First off SMF is not bug free and neither is any popular forum software, by setting the whole directory to 777 you are opening up every possible avenue for a software exploitation.

If your server is properly secured, that is not true.  Because /home/username (as I've said multiple times) will be owned by username:apache and 750, the last 7 in the 777 only means "apache" not "world".  You could also use PHP suExec, if you do not like that situation, which would allow the avoidance of open_basedir.

Quote
If you cannot make your mods / application work with proper security restrictions then you need to take another look at your code. This post is reckless and potentially damaging to people who do not understand what it means to have their website exploited.

Clearly, you do not understand the issue or the post.  For example, if attachments is not 777, you cannot post.  If Settings.php is not 777, you cannot change your settings.  These situations are, at times, perfectly fine - but note that these are always readable.  If your server is not properly secured so that the 777 *won't be an issue anyway*, then anyone can read your password easily.  That's the point.

If you do not understand that, I'm willing to guess that your server or servers are not properly secured against such attacks (unless you do not offer shared hosting at all.)

Your analogies are all flawed, since you should have your car parked in a secure garage no one can get into.  It's more like a window.  Windows can be broken, just use a heavy object of some sort.  If you think a window is sufficient protection against someone getting in, you're wrong.  So, you have to be able to live with not putting a metal grate over your windows, because then you'd lose a lot of the use of car windows.... like visibility.

But that's not even a good analogy, because cars do not apply well to hosting.  Why is it that bad hosts always think of themselves as car salesmen?

SMF does not, indeed, need everything to be 777.  But, it really shouldn't matter.  Look at it this way... you have a sign on your car (because you like cars) that tells people what your credit card number and expiration date are.  It's even neon.  You can't take it off - every car has this sign on it.  So, you hide your car in a secured garage (where every parking space is sectioned off and separately locked, only the janitor can get to each room and he is will payed to feign blindness.)  Whether or not you lock your doors doesn't much matter at this point.
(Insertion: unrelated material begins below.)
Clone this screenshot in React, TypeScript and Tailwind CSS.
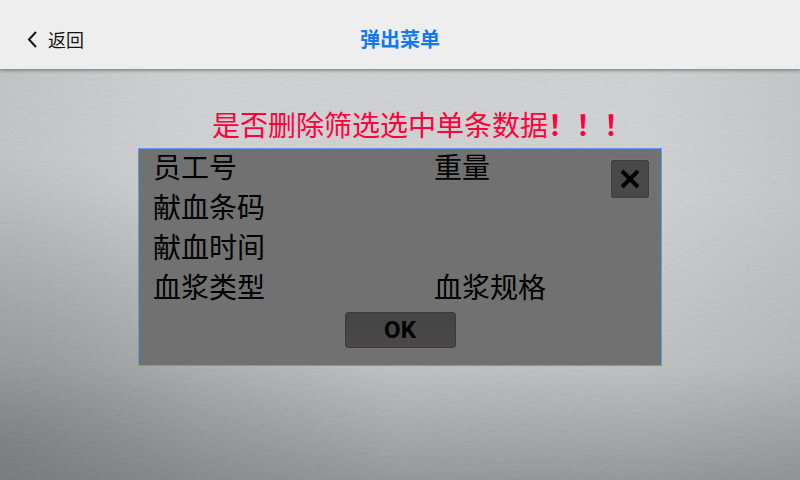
import React from "react";

const fields = [
  ["员工号", "重量"],
  ["献血条码", ""],
  ["献血时间", ""],
  ["血浆类型", "血浆规格"],
];

function PaperTexture() {
  return (
    <svg className="pointer-events-none absolute inset-0 size-full opacity-5" aria-hidden="true">
      <filter id="paper" x="0" y="0" width="100%" height="100%" colorInterpolationFilters="sRGB">
        <feTurbulence type="fractalNoise" baseFrequency="0.14 0.35" numOctaves="2" seed="4" result="noise" />
        <feDiffuseLighting in="noise" surfaceScale="0.6" diffuseConstant="1.1" lightingColor="#ffffff">
          <feDistantLight azimuth="250" elevation="45" />
        </feDiffuseLighting>
      </filter>
      <rect width="100%" height="100%" filter="url(#paper)" />
    </svg>
  );
}

export default function App() {
  return (
    <div className="relative isolate flex min-h-screen flex-col bg-[radial-gradient(ellipse_50%_60%_at_0%_92%,rgba(70,72,74,0.36),rgba(70,72,74,0.2)_45%,transparent),linear-gradient(to_right,rgba(90,95,98,0.12),transparent_25%,transparent_80%,rgba(90,95,98,0.1)),linear-gradient(to_bottom,#cfd1d2_70px,#cfd1d2_40%,#bec0c1_76%,#949596_100%)] font-['Noto_Sans_CJK_SC',sans-serif] text-black">
      <header className="z-10 grid h-[70px] grid-cols-[1fr_auto_1fr] items-center border-b border-[#8f9394] bg-[#eeeeee] px-6 pt-2 shadow-[0_1px_3px_rgba(0,0,0,0.3)]">
        <button type="button" className="flex items-center gap-2 justify-self-start text-lg font-normal text-[#181310]">
          <svg viewBox="0 0 16 20" className="h-5 w-4" fill="none" stroke="currentColor" strokeWidth="2" aria-hidden="true">
            <path d="M12 3 5 10.500l7 7.500" />
          </svg>
          返回
        </button>
        <h1 className="text-xl font-bold text-[#1478f0]">弹出菜单</h1>
      </header>

      <PaperTexture />

      <main className="z-10 flex flex-col items-center pt-9">
        <p className="pb-1.5 pl-11 text-[28px] leading-9 text-[#ff003c]">
          是否删除筛选选中单条数据<span className="font-bold">！！！</span>
        </p>
        <section role="dialog" aria-label="弹出菜单" className="flex w-[524px] flex-col border border-[#619be8] bg-[#717171] pb-[17px]">
          <div className="flex items-start justify-between pr-3 pl-3.5">
            <ul className="text-[28px] leading-[34px]">
              {fields.map(([left, right]) => (
                <li key={left} className="grid grid-cols-[281px_auto] pb-1.5">
                  <span>{left}</span>
                  <span>{right}</span>
                </li>
              ))}
            </ul>
            <button type="button" aria-label="关闭" className="mt-[11px] flex size-[38px] items-center justify-center rounded-xs border border-[#3e3e3e] bg-[#484848] shadow-[0_0_1px_#999]">
              <svg viewBox="0 0 20 20" className="size-5" fill="none" stroke="currentColor" strokeWidth="4" aria-hidden="true">
                <path d="M2 2l16 16M18 2 2 18" />
              </svg>
            </button>
          </div>
          <button type="button" className="mt-[3px] h-9 w-[111px] self-center rounded-[3px] border border-[#3b3b3b] bg-linear-to-b from-[#444] to-[#4a4848] font-[Roboto,sans-serif] text-2xl leading-8 font-bold shadow-[0_0_1px_#888]">
            OK
          </button>
        </section>
      </main>
    </div>
  );
}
However, it's true - might as well lock them, right?  Well, let's say that there's a reason for that neon sign.  Let's say that, every day, the car has to be taken out of that room to a nearby (in the same garage even) scanning station (think of this as attachments.)  Why?  Because you like cars and I'm trying to apply it there for you.  Anyway, this is actually the janitor's main job.  He could bother you, every time this needs to be done, to unlock the car (just as you, if you were an idiot, could make the attachments directory writable every time someone posted an attachment) but this is obviously less-than necessary.  The room the car is in should be locked and guarded (you PAY for that, don't you?!) so leaving the keys with the janitor or leaving the car unlocked shouldn't really matter.

Again, ideally, it wouldn't be necessary.  But these times of credit-card-neon-signs-on-cars-scanning we live in dictate otherwise.  Silly people wanting to post attachments.  As for other things that should be writable, they are also convenience.  Clearly less important than attachments, at least in this example, but important nonetheless.
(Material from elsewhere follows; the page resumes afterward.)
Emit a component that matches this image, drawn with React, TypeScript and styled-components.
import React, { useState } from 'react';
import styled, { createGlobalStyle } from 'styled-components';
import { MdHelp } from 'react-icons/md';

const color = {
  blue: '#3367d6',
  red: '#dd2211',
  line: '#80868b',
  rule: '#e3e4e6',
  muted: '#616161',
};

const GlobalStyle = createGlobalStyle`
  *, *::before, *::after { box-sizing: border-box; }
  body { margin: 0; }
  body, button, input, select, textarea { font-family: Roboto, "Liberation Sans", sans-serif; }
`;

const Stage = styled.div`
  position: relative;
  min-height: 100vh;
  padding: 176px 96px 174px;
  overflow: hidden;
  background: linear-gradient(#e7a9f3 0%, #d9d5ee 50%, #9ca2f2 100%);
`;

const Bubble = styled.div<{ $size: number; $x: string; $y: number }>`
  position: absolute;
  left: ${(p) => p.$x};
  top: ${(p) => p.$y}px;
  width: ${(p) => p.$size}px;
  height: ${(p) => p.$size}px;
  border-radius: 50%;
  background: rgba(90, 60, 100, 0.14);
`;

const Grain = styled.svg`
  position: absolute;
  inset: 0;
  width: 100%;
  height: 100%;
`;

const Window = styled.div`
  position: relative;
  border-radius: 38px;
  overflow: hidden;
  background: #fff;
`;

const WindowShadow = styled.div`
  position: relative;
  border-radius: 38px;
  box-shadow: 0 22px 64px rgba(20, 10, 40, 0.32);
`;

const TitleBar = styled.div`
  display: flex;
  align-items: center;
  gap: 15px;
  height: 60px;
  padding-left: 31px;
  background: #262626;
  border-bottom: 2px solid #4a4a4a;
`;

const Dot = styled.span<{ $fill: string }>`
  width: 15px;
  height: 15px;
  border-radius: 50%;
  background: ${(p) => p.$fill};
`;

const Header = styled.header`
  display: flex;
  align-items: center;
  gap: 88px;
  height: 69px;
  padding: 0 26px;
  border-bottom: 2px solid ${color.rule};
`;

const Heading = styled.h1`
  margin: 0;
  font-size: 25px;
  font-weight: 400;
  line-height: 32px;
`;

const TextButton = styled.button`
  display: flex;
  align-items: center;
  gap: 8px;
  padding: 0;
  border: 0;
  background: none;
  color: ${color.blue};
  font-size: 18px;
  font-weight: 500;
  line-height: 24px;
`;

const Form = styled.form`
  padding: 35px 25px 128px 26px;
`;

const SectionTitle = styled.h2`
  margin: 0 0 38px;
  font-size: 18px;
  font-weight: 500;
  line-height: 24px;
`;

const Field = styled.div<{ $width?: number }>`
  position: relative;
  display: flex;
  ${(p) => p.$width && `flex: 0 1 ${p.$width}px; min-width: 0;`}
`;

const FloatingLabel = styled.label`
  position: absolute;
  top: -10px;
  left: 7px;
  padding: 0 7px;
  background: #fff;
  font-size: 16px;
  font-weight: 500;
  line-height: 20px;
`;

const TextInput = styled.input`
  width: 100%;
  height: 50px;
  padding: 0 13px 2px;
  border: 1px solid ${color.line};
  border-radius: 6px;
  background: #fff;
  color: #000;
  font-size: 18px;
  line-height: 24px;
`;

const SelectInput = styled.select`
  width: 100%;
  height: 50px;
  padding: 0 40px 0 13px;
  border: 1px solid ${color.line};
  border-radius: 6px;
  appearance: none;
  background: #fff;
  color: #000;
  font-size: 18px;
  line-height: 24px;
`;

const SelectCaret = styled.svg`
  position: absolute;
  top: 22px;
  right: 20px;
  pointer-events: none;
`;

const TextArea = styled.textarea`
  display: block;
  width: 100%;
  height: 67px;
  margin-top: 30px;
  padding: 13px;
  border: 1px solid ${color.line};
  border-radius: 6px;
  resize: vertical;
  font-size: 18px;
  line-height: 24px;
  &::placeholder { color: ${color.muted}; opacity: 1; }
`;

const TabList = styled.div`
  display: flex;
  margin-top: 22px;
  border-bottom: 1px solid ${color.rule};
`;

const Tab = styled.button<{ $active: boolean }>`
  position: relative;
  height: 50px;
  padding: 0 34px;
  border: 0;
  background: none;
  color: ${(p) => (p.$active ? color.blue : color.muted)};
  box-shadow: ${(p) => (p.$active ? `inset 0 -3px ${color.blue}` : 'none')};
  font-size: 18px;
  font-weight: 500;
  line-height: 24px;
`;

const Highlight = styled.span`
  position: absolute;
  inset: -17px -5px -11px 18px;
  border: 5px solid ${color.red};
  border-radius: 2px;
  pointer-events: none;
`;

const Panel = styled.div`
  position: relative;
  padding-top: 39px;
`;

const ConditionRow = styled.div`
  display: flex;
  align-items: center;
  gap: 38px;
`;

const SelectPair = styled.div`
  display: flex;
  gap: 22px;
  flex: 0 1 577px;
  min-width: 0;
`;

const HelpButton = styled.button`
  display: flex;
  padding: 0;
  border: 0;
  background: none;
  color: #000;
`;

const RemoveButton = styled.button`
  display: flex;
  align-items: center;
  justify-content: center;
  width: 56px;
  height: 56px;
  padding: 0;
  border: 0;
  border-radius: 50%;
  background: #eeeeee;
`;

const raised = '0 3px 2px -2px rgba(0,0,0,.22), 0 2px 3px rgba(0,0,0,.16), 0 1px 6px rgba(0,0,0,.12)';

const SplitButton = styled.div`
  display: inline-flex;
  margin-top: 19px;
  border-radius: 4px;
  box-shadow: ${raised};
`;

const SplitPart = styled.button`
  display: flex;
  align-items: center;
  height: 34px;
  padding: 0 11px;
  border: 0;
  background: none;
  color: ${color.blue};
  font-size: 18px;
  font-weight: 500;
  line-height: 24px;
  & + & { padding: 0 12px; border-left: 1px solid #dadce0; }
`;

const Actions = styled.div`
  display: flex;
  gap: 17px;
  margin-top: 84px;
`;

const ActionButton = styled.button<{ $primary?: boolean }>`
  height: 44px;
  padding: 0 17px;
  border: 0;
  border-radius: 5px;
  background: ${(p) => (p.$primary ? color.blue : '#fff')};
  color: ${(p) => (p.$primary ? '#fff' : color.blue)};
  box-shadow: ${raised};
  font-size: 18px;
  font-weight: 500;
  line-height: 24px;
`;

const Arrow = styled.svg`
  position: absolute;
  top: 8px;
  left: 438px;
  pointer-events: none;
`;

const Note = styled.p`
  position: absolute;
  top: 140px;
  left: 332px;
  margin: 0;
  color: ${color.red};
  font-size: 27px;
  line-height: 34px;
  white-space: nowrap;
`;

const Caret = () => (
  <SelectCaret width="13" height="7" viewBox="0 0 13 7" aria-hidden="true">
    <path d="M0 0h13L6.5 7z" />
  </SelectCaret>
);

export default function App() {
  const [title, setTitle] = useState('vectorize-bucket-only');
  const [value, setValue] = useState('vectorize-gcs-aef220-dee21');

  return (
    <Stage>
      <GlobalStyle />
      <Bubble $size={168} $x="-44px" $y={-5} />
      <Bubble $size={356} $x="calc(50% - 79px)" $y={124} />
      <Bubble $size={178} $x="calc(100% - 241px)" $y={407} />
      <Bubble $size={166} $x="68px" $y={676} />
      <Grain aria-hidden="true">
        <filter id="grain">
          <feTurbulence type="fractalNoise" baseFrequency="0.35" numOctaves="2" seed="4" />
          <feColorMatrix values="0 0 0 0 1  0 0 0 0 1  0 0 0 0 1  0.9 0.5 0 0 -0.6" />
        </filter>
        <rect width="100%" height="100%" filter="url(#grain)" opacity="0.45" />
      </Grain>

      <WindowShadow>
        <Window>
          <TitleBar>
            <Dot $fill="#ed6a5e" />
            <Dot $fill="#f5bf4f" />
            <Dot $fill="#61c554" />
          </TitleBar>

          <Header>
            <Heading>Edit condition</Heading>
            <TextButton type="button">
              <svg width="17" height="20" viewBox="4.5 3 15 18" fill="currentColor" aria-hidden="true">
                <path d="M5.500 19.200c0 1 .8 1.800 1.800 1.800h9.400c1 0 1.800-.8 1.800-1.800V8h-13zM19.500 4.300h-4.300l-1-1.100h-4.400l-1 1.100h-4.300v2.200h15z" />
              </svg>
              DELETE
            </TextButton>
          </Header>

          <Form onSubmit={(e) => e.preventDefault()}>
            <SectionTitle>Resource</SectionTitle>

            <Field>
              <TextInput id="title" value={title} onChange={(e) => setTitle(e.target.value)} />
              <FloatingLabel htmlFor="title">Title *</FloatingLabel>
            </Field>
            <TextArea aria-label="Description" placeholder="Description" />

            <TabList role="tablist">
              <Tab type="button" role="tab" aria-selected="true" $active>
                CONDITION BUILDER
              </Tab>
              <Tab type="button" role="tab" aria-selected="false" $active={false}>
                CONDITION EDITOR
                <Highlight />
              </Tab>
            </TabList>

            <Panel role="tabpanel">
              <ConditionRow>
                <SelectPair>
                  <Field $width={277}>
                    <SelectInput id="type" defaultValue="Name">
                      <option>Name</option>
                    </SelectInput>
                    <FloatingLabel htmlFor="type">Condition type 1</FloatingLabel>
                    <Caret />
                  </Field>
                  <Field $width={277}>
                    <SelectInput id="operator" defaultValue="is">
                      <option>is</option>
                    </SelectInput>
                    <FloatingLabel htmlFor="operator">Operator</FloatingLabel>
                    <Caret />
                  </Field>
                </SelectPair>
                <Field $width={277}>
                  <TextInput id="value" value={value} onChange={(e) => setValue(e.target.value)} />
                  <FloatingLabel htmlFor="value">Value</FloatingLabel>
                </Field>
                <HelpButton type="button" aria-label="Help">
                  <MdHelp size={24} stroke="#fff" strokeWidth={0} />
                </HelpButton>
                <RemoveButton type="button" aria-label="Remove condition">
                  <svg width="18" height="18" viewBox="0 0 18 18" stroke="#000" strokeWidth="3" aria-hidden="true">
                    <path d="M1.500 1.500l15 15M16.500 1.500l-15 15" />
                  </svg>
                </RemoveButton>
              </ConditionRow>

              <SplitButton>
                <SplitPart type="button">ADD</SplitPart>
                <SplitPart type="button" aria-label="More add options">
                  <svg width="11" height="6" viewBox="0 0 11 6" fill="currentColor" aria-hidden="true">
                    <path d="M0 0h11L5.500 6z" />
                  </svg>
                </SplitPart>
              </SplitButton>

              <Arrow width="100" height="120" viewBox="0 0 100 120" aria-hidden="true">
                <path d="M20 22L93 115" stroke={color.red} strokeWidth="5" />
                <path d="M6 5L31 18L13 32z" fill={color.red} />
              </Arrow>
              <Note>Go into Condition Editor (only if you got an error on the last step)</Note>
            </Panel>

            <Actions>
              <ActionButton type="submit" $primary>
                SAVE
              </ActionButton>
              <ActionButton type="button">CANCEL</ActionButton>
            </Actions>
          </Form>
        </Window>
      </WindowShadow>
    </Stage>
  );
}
I don't actually recommend anyone make all their files 777.  I only said that in this topic because the point is, it shouldn't matter if your host is worth any more than $2 a month.  In reality, a mnimum of files can be kept writable.
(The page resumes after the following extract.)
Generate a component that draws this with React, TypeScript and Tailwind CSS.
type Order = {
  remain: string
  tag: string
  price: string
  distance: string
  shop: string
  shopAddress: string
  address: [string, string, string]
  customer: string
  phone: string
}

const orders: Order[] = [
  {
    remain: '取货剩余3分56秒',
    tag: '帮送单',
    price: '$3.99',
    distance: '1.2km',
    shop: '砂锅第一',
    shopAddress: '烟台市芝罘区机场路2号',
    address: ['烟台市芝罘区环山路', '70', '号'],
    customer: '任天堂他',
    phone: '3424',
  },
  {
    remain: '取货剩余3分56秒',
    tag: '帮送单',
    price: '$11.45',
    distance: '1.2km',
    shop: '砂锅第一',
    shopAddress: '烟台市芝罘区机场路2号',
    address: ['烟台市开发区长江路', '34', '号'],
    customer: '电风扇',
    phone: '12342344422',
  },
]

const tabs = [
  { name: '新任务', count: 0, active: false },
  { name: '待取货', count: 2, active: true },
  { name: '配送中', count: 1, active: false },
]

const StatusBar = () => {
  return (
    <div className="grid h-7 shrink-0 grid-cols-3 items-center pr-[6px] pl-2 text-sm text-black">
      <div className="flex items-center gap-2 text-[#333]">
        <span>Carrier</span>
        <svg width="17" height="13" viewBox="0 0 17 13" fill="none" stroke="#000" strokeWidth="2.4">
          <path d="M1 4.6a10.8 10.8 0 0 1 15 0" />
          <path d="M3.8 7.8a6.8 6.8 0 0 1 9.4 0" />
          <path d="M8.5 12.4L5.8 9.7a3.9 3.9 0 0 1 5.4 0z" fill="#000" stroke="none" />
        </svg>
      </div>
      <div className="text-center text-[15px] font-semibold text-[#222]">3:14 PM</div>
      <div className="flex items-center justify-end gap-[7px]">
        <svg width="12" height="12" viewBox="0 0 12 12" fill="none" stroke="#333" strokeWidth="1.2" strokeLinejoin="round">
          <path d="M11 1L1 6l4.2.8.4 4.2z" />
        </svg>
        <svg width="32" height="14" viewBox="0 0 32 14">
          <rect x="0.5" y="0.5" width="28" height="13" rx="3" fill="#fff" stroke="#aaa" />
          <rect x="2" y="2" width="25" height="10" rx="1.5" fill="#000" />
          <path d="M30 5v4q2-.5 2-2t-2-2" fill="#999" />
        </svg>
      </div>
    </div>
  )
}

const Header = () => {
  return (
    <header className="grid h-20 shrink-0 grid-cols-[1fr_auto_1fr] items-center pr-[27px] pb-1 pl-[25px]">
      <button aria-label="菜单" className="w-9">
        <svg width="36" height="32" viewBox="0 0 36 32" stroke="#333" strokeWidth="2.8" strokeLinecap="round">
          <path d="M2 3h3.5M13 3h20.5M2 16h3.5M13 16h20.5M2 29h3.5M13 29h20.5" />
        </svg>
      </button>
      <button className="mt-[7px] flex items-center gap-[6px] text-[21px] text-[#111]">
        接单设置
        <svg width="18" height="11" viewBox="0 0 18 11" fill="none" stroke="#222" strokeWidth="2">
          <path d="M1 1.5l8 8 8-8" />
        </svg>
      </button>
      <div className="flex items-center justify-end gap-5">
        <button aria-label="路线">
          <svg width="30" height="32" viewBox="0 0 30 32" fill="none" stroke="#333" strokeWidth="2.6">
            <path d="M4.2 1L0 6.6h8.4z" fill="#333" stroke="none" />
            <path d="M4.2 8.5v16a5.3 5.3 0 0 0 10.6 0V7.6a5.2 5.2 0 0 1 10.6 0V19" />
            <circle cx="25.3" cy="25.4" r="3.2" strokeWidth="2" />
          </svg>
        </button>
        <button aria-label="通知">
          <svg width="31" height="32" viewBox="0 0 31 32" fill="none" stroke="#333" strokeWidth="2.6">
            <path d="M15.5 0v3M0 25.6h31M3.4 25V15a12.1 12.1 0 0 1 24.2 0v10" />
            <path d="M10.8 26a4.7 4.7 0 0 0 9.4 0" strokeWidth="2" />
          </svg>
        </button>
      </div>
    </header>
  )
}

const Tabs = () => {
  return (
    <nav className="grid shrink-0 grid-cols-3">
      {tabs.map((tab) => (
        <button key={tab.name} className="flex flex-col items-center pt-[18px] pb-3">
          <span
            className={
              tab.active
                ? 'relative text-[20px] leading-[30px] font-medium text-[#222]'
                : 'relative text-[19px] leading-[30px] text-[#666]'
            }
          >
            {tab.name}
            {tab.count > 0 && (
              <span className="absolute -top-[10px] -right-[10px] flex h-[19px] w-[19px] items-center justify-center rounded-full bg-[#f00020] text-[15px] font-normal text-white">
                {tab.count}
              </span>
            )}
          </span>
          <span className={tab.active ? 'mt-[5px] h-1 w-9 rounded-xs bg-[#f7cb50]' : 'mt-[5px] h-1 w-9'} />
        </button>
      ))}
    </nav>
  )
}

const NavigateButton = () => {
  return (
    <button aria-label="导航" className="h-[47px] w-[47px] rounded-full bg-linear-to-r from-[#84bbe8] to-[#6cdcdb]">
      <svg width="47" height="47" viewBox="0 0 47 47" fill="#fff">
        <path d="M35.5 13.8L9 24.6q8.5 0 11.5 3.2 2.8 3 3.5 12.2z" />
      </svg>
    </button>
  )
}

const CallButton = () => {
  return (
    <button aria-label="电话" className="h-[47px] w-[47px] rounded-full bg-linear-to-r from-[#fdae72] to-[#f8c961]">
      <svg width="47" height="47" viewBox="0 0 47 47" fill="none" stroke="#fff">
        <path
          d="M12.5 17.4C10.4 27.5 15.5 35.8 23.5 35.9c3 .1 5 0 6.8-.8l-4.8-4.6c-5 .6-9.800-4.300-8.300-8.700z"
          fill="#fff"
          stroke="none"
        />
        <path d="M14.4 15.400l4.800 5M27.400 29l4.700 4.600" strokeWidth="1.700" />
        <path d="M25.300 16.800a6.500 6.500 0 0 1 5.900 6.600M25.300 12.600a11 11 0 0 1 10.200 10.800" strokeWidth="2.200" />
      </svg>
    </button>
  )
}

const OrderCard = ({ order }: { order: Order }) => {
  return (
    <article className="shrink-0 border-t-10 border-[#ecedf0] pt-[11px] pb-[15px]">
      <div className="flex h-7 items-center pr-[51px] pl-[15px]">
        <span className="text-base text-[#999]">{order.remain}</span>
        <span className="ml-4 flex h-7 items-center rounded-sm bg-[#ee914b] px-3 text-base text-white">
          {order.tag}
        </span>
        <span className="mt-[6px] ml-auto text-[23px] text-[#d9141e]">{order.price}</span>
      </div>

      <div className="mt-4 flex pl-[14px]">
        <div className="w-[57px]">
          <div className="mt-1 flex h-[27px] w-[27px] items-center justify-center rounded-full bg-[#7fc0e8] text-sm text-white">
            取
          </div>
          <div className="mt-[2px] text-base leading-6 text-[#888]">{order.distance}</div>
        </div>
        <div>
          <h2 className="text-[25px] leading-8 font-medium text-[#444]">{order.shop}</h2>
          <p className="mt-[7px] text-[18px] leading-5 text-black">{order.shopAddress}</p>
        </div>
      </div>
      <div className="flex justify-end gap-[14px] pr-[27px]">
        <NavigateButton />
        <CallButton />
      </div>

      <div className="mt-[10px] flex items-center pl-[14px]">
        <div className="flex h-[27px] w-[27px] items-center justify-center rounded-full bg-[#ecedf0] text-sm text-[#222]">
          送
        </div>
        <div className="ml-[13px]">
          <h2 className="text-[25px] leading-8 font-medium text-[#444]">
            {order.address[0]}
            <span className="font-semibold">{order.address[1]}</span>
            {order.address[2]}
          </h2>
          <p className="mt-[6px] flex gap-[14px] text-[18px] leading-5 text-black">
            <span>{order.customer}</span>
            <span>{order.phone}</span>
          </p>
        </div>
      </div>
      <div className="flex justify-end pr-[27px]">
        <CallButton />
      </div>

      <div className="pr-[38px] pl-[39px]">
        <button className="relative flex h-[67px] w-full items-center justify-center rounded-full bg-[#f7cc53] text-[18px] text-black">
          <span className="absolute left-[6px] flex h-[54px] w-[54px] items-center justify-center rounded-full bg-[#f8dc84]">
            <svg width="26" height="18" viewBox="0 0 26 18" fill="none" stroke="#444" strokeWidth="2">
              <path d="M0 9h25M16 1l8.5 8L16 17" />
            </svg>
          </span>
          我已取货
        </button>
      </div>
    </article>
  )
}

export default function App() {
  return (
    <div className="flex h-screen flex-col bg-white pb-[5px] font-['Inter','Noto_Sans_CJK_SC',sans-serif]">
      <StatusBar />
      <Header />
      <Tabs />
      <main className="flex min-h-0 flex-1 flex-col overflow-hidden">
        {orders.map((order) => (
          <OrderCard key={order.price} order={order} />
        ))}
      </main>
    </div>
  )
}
For more information on these concepts, please look into open_basedir (the janitor), file ownership and permissions on Linux (like how the permissions on the parent are checked before the child), and file access.

I think my host just told you that its not possible w/o a major security risk. So I wont be using TP until someone can fix this.
And btw, it kinda makes me feel abit unsecure that the SMF lead devl. is telling everyone to go unsecure all their ****** (no offense Bloc, Im sure your reading this and TP is quite lovely) but I have to agree (finally) that my host is right, and w/o a secure way to do this, its just something that makes you sit in the waiting room to get hacked.

No, I would suggest avoiding this host.  He doesn't seem to understand or care about securing his servers properly.  If you are on anything but dedicated hosting with him, I strongly suggest going to another - secured - host.

And, please do not pm me about a post.  That is considered very rude.  I responded no faster than I would have otherwise.

If I set my directory to 777, and you navigate to my site, exactly what could you do to gain access to my files?  To my understanding, a file has to be uploaded to the site and then be executed to take advantage of 777.  If a user can't upload any sort of attachments, what damage can be done?

Nothing.  777 doesn't give users any access whatsoever.  However, if something is exploited on the server, the following things are possible:
  - the script could get in as root, and you're done.  Go get your backups.
  - the script could run as a user, such as "mysql" or just "exim" and you're going to have fun too.
  - the script could run as Apache (which almost always means that's how it got in) and then you have protections like open_basedir (on half-decent hosts.)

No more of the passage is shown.